Switch, on the other hand, completely undercuts this is in the most forceful way. The hero is not restored to his male body at the end. The world is permanently affected, too! (I do not want to give away plot details here.) The effect is most unusual, and helps underscore Edwards' moral points.

Edwards also undercuts many of the moral conventions on which sex farce rests. He does not accept the conventional sexual morality traditional in the past, and much of the plot involves his hero/heroine's growth towards new moral and emotional ideals.

Son of the Pink Panther

Son of the Pink Panther (1993) is Edwards' most recent film. This film is awfully sweet. Anyone with fond memories of Edwards' films will probably enjoy this reunion movie.
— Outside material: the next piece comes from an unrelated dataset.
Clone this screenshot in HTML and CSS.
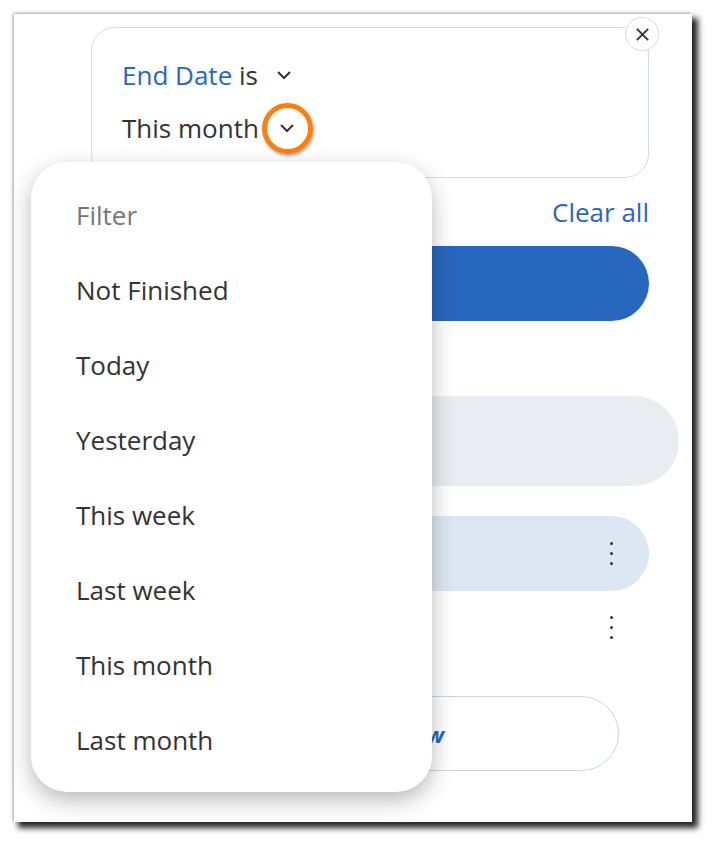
FILE: index.html
```html
<!DOCTYPE html>
<html lang="en">

<head>
    <meta charset="UTF-8" />
    <meta name="viewport" content="width=device-width, initial-scale=1.0" />
    <title>Filters</title>
    <link rel="stylesheet" href="styles.css">
</head>

<body>
    <div class="frame">
        <div class="content">
            <div class="filter-card">
                <div class="filter-row">
                    <span class="field">End Date</span>&nbsp;<span>is</span>
                    <svg class="chev" viewBox="0 0 16 10"><path d="M2 2l6 6 6-6" /></svg>
                </div>
                <div class="filter-row second">
                    <span>This month</span>
                    <span class="chev-wrap">
                        <svg class="chev" viewBox="0 0 16 10"><path d="M2 2l6 6 6-6" /></svg>
                        <span class="ring"></span>
                    </span>
                </div>
                <button class="close-btn" aria-label="Remove">
                    <svg viewBox="0 0 16 16"><path d="M2 2l12 12M14 2L2 14" /></svg>
                </button>
            </div>

            <div class="clear-row"><a class="clear-all">Clear all</a></div>

            <div class="primary-btn"></div>

            <div class="pill gray-pill"></div>

            <div class="pill list-item selected">
                <span class="kebab"><i></i><i></i><i></i></span>
            </div>
            <div class="list-item plain">
                <span class="kebab"><i></i><i></i><i></i></span>
            </div>

            <div class="pill outline-pill"><span class="link-text">View</span></div>
        </div>

        <div class="menu">
            <div class="menu-title">Filter</div>
            <div class="menu-item">Not Finished</div>
            <div class="menu-item">Today</div>
            <div class="menu-item">Yesterday</div>
            <div class="menu-item">This week</div>
            <div class="menu-item">Last week</div>
            <div class="menu-item">This month</div>
            <div class="menu-item">Last month</div>
        </div>
    </div>
</body>

</html>
```

FILE: styles.css
```css
html,
body {
    margin: 0;
    padding: 0;
    background: white;
    font-family: 'Open Sans', 'Noto Sans', sans-serif;
    color: #333;
}

body {
    padding-bottom: 27px;
}

.frame {
    position: relative;
    margin: 14px 0 0 14px;
    width: 678px;
    height: 808px;
    background: white;
    overflow: hidden;
    box-shadow: 5px 5px 6px 1px rgba(0, 0, 0, 0.85), -1px -1px 3px rgba(0, 0, 0, 0.3);
}

.content {
    padding: 13px 43px 0 77px;
    display: flex;
    flex-direction: column;
}

.filter-card {
    position: relative;
    height: 151px;
    box-sizing: border-box;
    border: 1px solid #d3dce4;
    border-radius: 24px;
    padding: 32px 0 0 30px;
    font-size: 26px;
}

.filter-row {
    display: flex;
    align-items: center;
    height: 30px;
    line-height: 30px;
}

.filter-row.second {
    margin-top: 23px;
}

.field {
    color: #2a66c0;
}

.chev {
    width: 16px;
    height: 10px;
    margin-left: 18px;
    fill: none;
    stroke: #333;
    stroke-width: 2;
}

.chev-wrap {
    position: relative;
    display: flex;
    align-items: center;
}

.chev-wrap .chev {
    margin-left: 20px;
}

.ring {
    position: absolute;
    left: 3px;
    top: 50%;
    width: 51px;
    height: 51px;
    margin-top: -25px;
    box-sizing: border-box;
    border: 5px solid #ff7f0e;
    border-radius: 50%;
    box-shadow: 1px 2px 3px rgba(0, 0, 0, 0.35);
}

.close-btn {
    position: absolute;
    right: -11px;
    top: -11px;
    width: 34px;
    height: 34px;
    padding: 0;
    border: 1px solid #d3dce4;
    border-radius: 50%;
    background: white;
    display: flex;
    align-items: center;
    justify-content: center;
}

.close-btn svg {
    width: 15px;
    height: 15px;
    stroke: #333;
    stroke-width: 2;
}

.clear-row {
    margin-top: 17px;
    text-align: right;
    line-height: 34px;
    font-size: 26px;
}

.clear-all {
    color: #2a66c0;
}

.primary-btn {
    margin-top: 17px;
    height: 75px;
    border-radius: 38px;
    background: #2767bd;
}

.pill {
    border-radius: 45px;
}

.gray-pill {
    margin-top: 75px;
    margin-right: -30px;
    height: 90px;
    background: #e9edf1;
}

.list-item {
    height: 75px;
    display: flex;
    align-items: center;
    justify-content: flex-end;
    padding-right: 36px;
}

.list-item.selected {
    margin-top: 30px;
    background: #dde7f3;
    border-radius: 38px;
}

.list-item.plain {
    height: 72px;
}

.kebab {
    display: flex;
    flex-direction: column;
    gap: 7px;
}

.kebab i {
    width: 3px;
    height: 3px;
    border-radius: 50%;
    background: #333;
}

.outline-pill {
    margin-top: 33px;
    margin-right: 30px;
    height: 75px;
    box-sizing: border-box;
    border: 1px solid #c9d5e0;
    border-radius: 38px;
    display: flex;
    align-items: center;
    padding-left: 303px;
}

.link-text {
    color: #2a66c0;
    font-weight: bold;
    font-style: italic;
    font-size: 22px;
}

.menu {
    position: absolute;
    left: 17px;
    top: 148px;
    width: 401px;
    height: 630px;
    box-sizing: border-box;
    padding: 16px 0 13px 45px;
    background: white;
    border-radius: 36px;
    box-shadow: 0 8px 22px rgba(0, 0, 0, 0.28);
    font-size: 26px;
}

.menu-title,
.menu-item {
    height: 75px;
    line-height: 75px;
}

.menu-title {
    color: #777;
}
```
My favorite scene is the return of Kato. My brother used to hide in our room and jump out at me when I entered, in the tradition of Kato, when we were kids.

Edwards' new film celebrates family. The hero's wonderful mother, played by an ageless Claudia Cardinale, is one of the principal characters in the film. She eventually hooks up with Inspector Dreyfuss, making Clouseau and Dreyfuss related. The family feelings here are very deep and beautiful, and oddly recall that greatest of pro-family movies, The Tree of Wooden Clogs.

Comedy is a matter of personal taste. I always deeply enjoyed both Blake Edwards and Roberto Begnini, and seeing them work together is a treat. A recent TV re-viewing of this film had me giggling uncontrollably. The film is full of delightful slapstick set pieces.